Human adipose-derived stem cells (hASCs) may represent a suitable tool for regenerative therapies due to their simple isolation procedure, and high proliferative capability in culture. We have recently developed a novel non-enzymatic method and device, named Lipogems, to obtain a fat tissue-derived stromal vascular fraction highly enriched in pericytes/mesenchymal stem cells by mild mechanical forces from human lipoaspirates. When compared to enzymatically dissociated cells, Lipogems-derived hASCs exhibited enhanced transcription of vasculogenic genes in response to pro-vasculogenic molecules, suggesting that these cells may be amenable for further optimization of their pluripotency.
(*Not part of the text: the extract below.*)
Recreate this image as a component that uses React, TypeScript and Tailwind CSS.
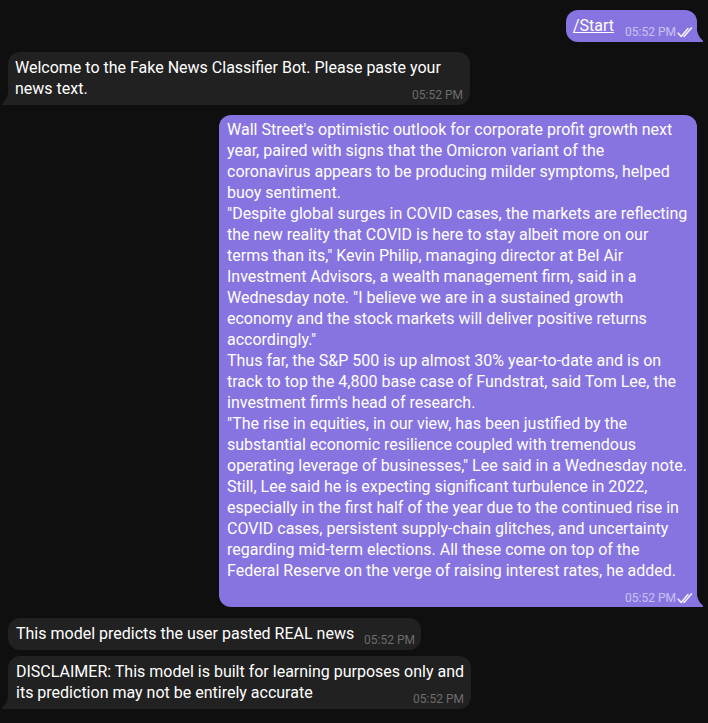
import React from "react";

const NEWS_LINES = [
  "Wall Street's optimistic outlook for corporate profit growth next",
  "year, paired with signs that the Omicron variant of the",
  "coronavirus appears to be producing milder symptoms, helped",
  "buoy sentiment.",
  "\"Despite global surges in COVID cases, the markets are reflecting",
  "the new reality that COVID is here to stay albeit more on our",
  "terms than its,\" Kevin Philip, managing director at Bel Air",
  "Investment Advisors, a wealth management firm, said in a",
  "Wednesday note. \"I believe we are in a sustained growth",
  "economy and the stock markets will deliver positive returns",
  "accordingly.\"",
  "Thus far, the S&P 500 is up almost 30% year-to-date and is on",
  "track to top the 4,800 base case of Fundstrat, said Tom Lee, the",
  "investment firm's head of research.",
  "\"The rise in equities, in our view, has been justified by the",
  "substantial economic resilience coupled with tremendous",
  "operating leverage of businesses,\" Lee said in a Wednesday note.",
  "Still, Lee said he is expecting significant turbulence in 2022,",
  "especially in the first half of the year due to the continued rise in",
  "COVID cases, persistent supply-chain glitches, and uncertainty",
  "regarding mid-term elections. All these come on top of the",
  "Federal Reserve on the verge of raising interest rates, he added.",
];

const Tail: React.FC<{ out?: boolean }> = ({ out }) => (
  <svg
    width="9"
    height="17"
    viewBox="0 0 9 17"
    className={
      out
        ? "absolute bottom-0 right-[-8px] fill-[#8774e1]"
        : "absolute bottom-0 left-[-8px] fill-[#212121] -scale-x-100"
    }
  >
    <path d="M0 0c.2 2.9.9 5.9 2.1 8.9.9 2.4 2.5 4.6 4.7 6.6A.9.9 0 016.2 17H0z" />
  </svg>
);

const Checks = () => (
  <svg
    width="16"
    height="11"
    viewBox="0 0 16 11"
    fill="none"
    stroke="currentColor"
    strokeWidth="1.6"
    strokeLinecap="round"
    strokeLinejoin="round"
    className="ml-[1px] mb-[1px] text-[#f3f0ff]"
  >
    <path d="M1.2 6.2l3 3.3 6.8-8" />
    <path d="M7 9.5l7.4-8.6" />
  </svg>
);

const InTime = () => (
  <span className="text-[12px] leading-[14px] text-white/35 mb-[-3px] whitespace-nowrap">
    05:52 PM
  </span>
);

const OutTime = () => (
  <span className="flex items-end mb-[-3px] text-[12px] leading-[14px] text-white/55 whitespace-nowrap">
    05:52 PM
    <Checks />
  </span>
);

export default function App() {
  return (
    <div className="min-h-screen bg-[#0f0f0f] text-white font-['Roboto',sans-serif] text-[16px] leading-[21px] pt-[10px] pl-[8px] pr-[11px] flex flex-col">
      {/* /Start */}
      <div className="flex justify-end">
        <div className="relative bg-[#8774e1] rounded-[12px] rounded-br-none w-[131px] pl-[7px] pr-[4px] pt-[5px] pb-[6px] flex items-end justify-between">
          <span className="underline">/Start</span>
          <OutTime />
          <Tail out />
        </div>
      </div>

      {/* welcome */}
      <div className="flex mt-[10px]">
        <div className="relative bg-[#212121] rounded-[12px] rounded-bl-none w-[462px] pl-[7px] pr-[7px] pt-[5px] pb-[6px]">
          <div className="whitespace-nowrap">
            Welcome to the Fake News Classifier Bot. Please paste your
          </div>
          <div className="flex items-end justify-between">
            <span>news text.</span>
            <InTime />
          </div>
          <Tail />
        </div>
      </div>

      {/* pasted news */}
      <div className="flex justify-end mt-[10px]">
        <div className="relative bg-[#8774e1] rounded-[12px] rounded-br-none w-[478px] pl-[8px] pr-[4px] pt-[4px] pb-[4px]">
          {NEWS_LINES.map((line, i) => (
            <div key={i} className="whitespace-nowrap">
              {line}
            </div>
          ))}
          <div className="flex justify-end items-end h-[22px] pb-[1px]">
            <OutTime />
          </div>
          <Tail out />
        </div>
      </div>

      {/* prediction */}
      <div className="flex mt-[11px]">
        <div className="bg-[#212121] rounded-[12px] w-[413px] pl-[8px] pr-[6px] pt-[5px] pb-[6px] flex items-end justify-between">
          <span className="whitespace-nowrap">This model predicts the user pasted REAL news</span>
          <InTime />
        </div>
      </div>

      <div className="flex mt-[6px]">
        <div className="relative bg-[#212121] rounded-[12px] rounded-bl-none w-[463px] pl-[8px] pr-[7px] pt-[5px] pb-[6px]">
          <div className="whitespace-nowrap">
            DISCLAIMER: This model is built for learning purposes only and
          </div>
          <div className="flex items-end justify-between">
            <span>its prediction may not be entirely accurate</span>
            <InTime />
          </div>
          <Tail />
        </div>
      </div>
    </div>
  );
}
We exposed Lipogems-derived hASCs to a Radio Electric Asymmetric Conveyer (REAC), an innovative device asymmetrically conveying radio electric fields, affording both pluripotency optimization in mouse embryonic stem cells, and efficient direct multi-lineage reprogramming in human skin fibroblasts. We show that specific REAC exposure remarkably enhanced the transcription of prodynorphin, GATA4, Nkx2.5, VEGF, HGF, vWF, neurogenin1 and myoD, indicating the commitment towards cardiac, vascular, neuronal and skeletal muscle lineages, as inferred by the overexpression of a program of targeted marker proteins. REAC exposure also finely tuned the expression of pluripotency genes, including Nanog, Sox2, and Oct4. Noteworthy, the REAC induced responses were fashioned at a significantly higher extent in Lipogems-derived than in enzymatically-dissociated hASCs.

In conclusion, the interplay between radio electric asymmetrically conveyed fields and Lipogems-derived hASCs appears to involve the generation of an ideal “milieau” to optimize pluripotency expression from human adult stem cells, paving the way to unprecedented cell therapy perspectives.